Whether it’s injecting botulism, slathering on cream made from babies’ foreskin or eating a severely restricted diet, the youth obsession in this country is becoming more pervasive.
Tonight, ABC’s Dr. Nancy Snyderman explores the ways in which many Americans have declared war on the aging process as we’ve come to know it in “Looking Younger, Living Longer: What Every Woman Wants to Know.”
According to her report, more than 8.5 million Americans underwent a cosmetic procedure in the last year to the tune of more than $8 billion. In 2001, cosmetic procedures reportedly rose by 48%. As one expert puts it, rather than trying to lose those last 10 pounds, many people are focusing on losing those last 10 years.
And the message is getting to the masses earlier, with ads for creams claiming to fade lines and smooth out cellulite all over magazines that appeal to twentysomethings.
However, one small wrinkle: The very women who help deliver the public these celebrated images of youth find themselves left behind as they age. In the program, Cybill Shepherd and Lauren Hutton discuss Hollywood’s Botox-immobilized raised eyebrow on aging. Actress and former model Shepherd, now 52, reminisces that she was told, early in her career, that 25 is over the hill in Hollywood.
But this issue is traveling beyond the cameras and soft lighting to the workplace, Snyderman says. To buy a little more time and, for some, to get a better job, some women are willing to alter their appearance. A laser procedure at lunch, an eyelift on vacation.
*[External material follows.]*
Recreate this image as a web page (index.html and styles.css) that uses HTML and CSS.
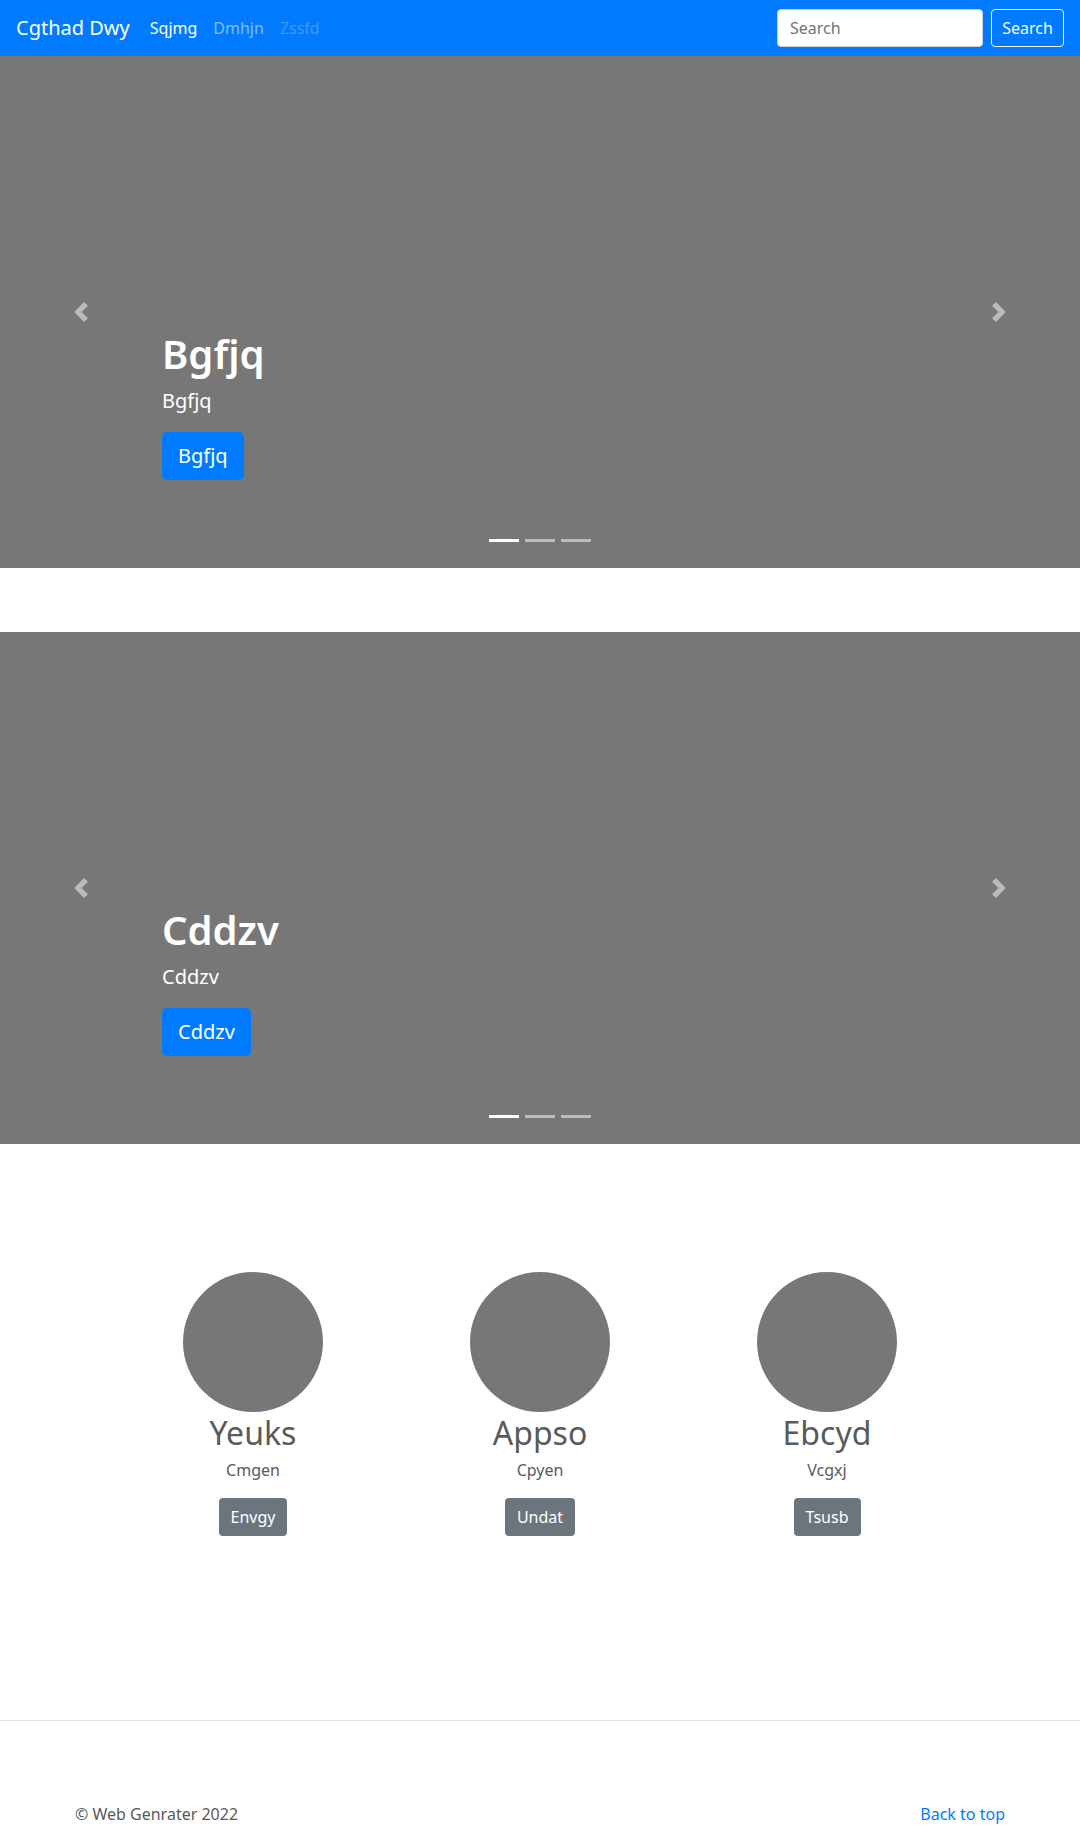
FILE: index.html
```html
<!DOCTYPE html>
<html lang="en">
<head>
<meta charset="utf-8">
<title>Cgthad Dwy</title>
<link rel="stylesheet" href="styles.css">
</head>
<body>
<nav class="navbar">
  <a class="brand" href="#">Cgthad Dwy</a>
  <ul class="nav">
    <li><a class="nav-link active" href="#">Sqjmg</a></li>
    <li><a class="nav-link" href="#">Dmhjn</a></li>
    <li><a class="nav-link disabled" href="#">Zssfd</a></li>
  </ul>
  <form class="search">
    <input class="search-input" type="text" placeholder="Search">
    <button class="btn-outline" type="button">Search</button>
  </form>
</nav>

<section class="carousel">
  <div class="caption">
    <h1>Bgfjq</h1>
    <p>Bgfjq</p>
    <div class="cta"><a class="btn-lg" href="#">Bgfjq</a></div>
  </div>
  <ol class="indicators"><li class="on"></li><li></li><li></li></ol>
  <a class="ctrl prev" href="#"><svg width="20" height="20" viewBox="0 0 8 8"><path fill="#fff" d="M5.25 0l-4 4 4 4 1.5-1.5L4.25 4l2.5-2.5L5.25 0z"/></svg></a>
  <a class="ctrl next" href="#"><svg width="20" height="20" viewBox="0 0 8 8"><path fill="#fff" d="M2.75 0l-1.5 1.5L3.75 4l-2.5 2.5L2.75 8l4-4-4-4z"/></svg></a>
</section>

<section class="carousel">
  <div class="caption">
    <h1>Cddzv</h1>
    <p>Cddzv</p>
    <div class="cta"><a class="btn-lg" href="#">Cddzv</a></div>
  </div>
  <ol class="indicators"><li class="on"></li><li></li><li></li></ol>
  <a class="ctrl prev" href="#"><svg width="20" height="20" viewBox="0 0 8 8"><path fill="#fff" d="M5.25 0l-4 4 4 4 1.5-1.5L4.25 4l2.5-2.5L5.25 0z"/></svg></a>
  <a class="ctrl next" href="#"><svg width="20" height="20" viewBox="0 0 8 8"><path fill="#fff" d="M2.75 0l-1.5 1.5L3.75 4l-2.5 2.5L2.75 8l4-4-4-4z"/></svg></a>
</section>

<section class="marketing">
  <div class="col">
    <div class="circle"></div>
    <h2>Yeuks</h2>
    <p>Cmgen</p>
    <a class="btn-secondary" href="#">Envgy</a>
  </div>
  <div class="col">
    <div class="circle"></div>
    <h2>Appso</h2>
    <p>Cpyen</p>
    <a class="btn-secondary" href="#">Undat</a>
  </div>
  <div class="col">
    <div class="circle"></div>
    <h2>Ebcyd</h2>
    <p>Vcgxj</p>
    <a class="btn-secondary" href="#">Tsusb</a>
  </div>
</section>

<hr class="divider">

<footer class="footer">
  <p>&copy; Web Genrater 2022</p>
  <a class="top-link" href="#">Back to top</a>
</footer>
</body>
</html>
```

FILE: styles.css
```css
* { box-sizing: border-box; }

body {
  margin: 0;
  font-family: "Segoe UI", "Noto Sans", "Open Sans", sans-serif;
  font-size: 16px;
  line-height: 1.5;
  color: #5a5a5a;
  background: #fff;
}

a { text-decoration: none; }

.navbar {
  display: flex;
  align-items: center;
  height: 56px;
  padding: 0 16px;
  background: #007bff;
}

.brand {
  color: #fff;
  font-size: 20px;
  line-height: 30px;
  margin-right: 12px;
}

.nav {
  display: flex;
  list-style: none;
  margin: 0;
  padding: 0;
}

.nav-link {
  display: block;
  padding: 8px;
  color: rgba(255, 255, 255, 0.5);
  font-size: 16px;
  line-height: 24px;
}

.nav-link.active { color: #fff; }
.nav-link.disabled { color: rgba(255, 255, 255, 0.25); }

.search {
  display: flex;
  align-items: center;
  margin: 0 0 0 auto;
}

.search-input {
  width: 206px;
  height: 38px;
  margin-right: 8px;
  padding: 6px 12px;
  border: 1px solid #ced4da;
  border-radius: 4px;
  font-family: inherit;
  font-size: 16px;
  color: #495057;
  background: #fff;
}

.search-input::placeholder { color: #6c757d; }

.btn-outline {
  height: 38px;
  width: 73px;
  padding: 0;
  border: 1px solid #f8f9fa;
  border-radius: 4px;
  background: transparent;
  color: #f8f9fa;
  font-family: inherit;
  font-size: 16px;
}

.carousel {
  position: relative;
  height: 512px;
  margin-bottom: 64px;
  background: #777;
  display: flex;
  flex-direction: column;
  justify-content: flex-end;
  padding: 0 162px 88px;
}

.caption { color: #fff; }

.caption h1 {
  margin: 0 0 8px;
  font-size: 40px;
  line-height: 48px;
  font-weight: 600;
}

.caption p {
  margin: 0 0 16px;
  font-size: 20px;
  line-height: 30px;
}

.cta { display: flex; }

.btn-lg {
  display: inline-block;
  padding: 9px 16px;
  font-size: 20px;
  line-height: 30px;
  color: #fff;
  background: #007bff;
  border-radius: 5px;
}

.indicators {
  position: absolute;
  left: 0;
  right: 0;
  bottom: 26px;
  margin: 0;
  padding: 0;
  list-style: none;
  display: flex;
  justify-content: center;
  gap: 6px;
}

.indicators li {
  width: 30px;
  height: 3px;
  background: #fff;
  opacity: 0.5;
}

.indicators li.on { opacity: 1; }

.ctrl {
  position: absolute;
  top: 0;
  bottom: 0;
  width: 15%;
  display: flex;
  align-items: center;
  justify-content: center;
  opacity: 0.5;
}

.ctrl.prev { left: 0; }
.ctrl.next { right: 0; }

.marketing {
  width: 861px;
  margin: 0 auto;
  padding-top: 64px;
  display: grid;
  grid-template-columns: repeat(3, 1fr);
}

.col { text-align: center; }

.circle {
  width: 140px;
  height: 140px;
  margin: 0 auto;
  border-radius: 50%;
  background: #777;
}

.col h2 {
  margin: 0 0 6px;
  padding-top: 2px;
  font-size: 32px;
  line-height: 38px;
  font-weight: 400;
}

.col p {
  margin: 0 12px 16px;
  font-size: 16px;
  line-height: 24px;
}

.btn-secondary {
  display: inline-block;
  padding: 7px 12px;
  font-size: 16px;
  line-height: 24px;
  color: #fff;
  background: #6c757d;
  border-radius: 4px;
}

.divider {
  margin: 184px 0 0;
  border: 0;
  border-top: 1px solid rgba(0, 0, 0, 0.1);
}

.footer {
  width: 930px;
  margin: 0 auto;
  padding-top: 81px;
  display: flex;
  justify-content: space-between;
}

.footer p { margin: 0; }

.top-link { color: #007bff; }
```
And some companies are going beyond the it’s-better-to-look-good-than-to-feel-good approach to examine ways to help us live longer too.
However, like some of the procedures it highlights, the program doesn’t go much beyond the surface. Snyderman doesn’t spend a lot of time on what’s behind the American obsession with looking and remaining young. And the dearth of minorities in the program implicitly suggests that this is an obsession of white women, not every woman, as the title professes.
Beyond the actual price tag, there is little discussion about at what cost people are attempting to extend their lives.
The program does touch on some of the social ramifications of living longer. More questions than answers arise: If Americans live longer, will they work longer, and if so, how does that affect the younger generations when they prepare to enter the work force?
With all the effort and cost people are putting into looking as young as they feel, working into their 90s might well become a necessary evil.
“Looking Younger, Living Longer: What Every Woman Wants to Know” airs at 9 tonight on ABC.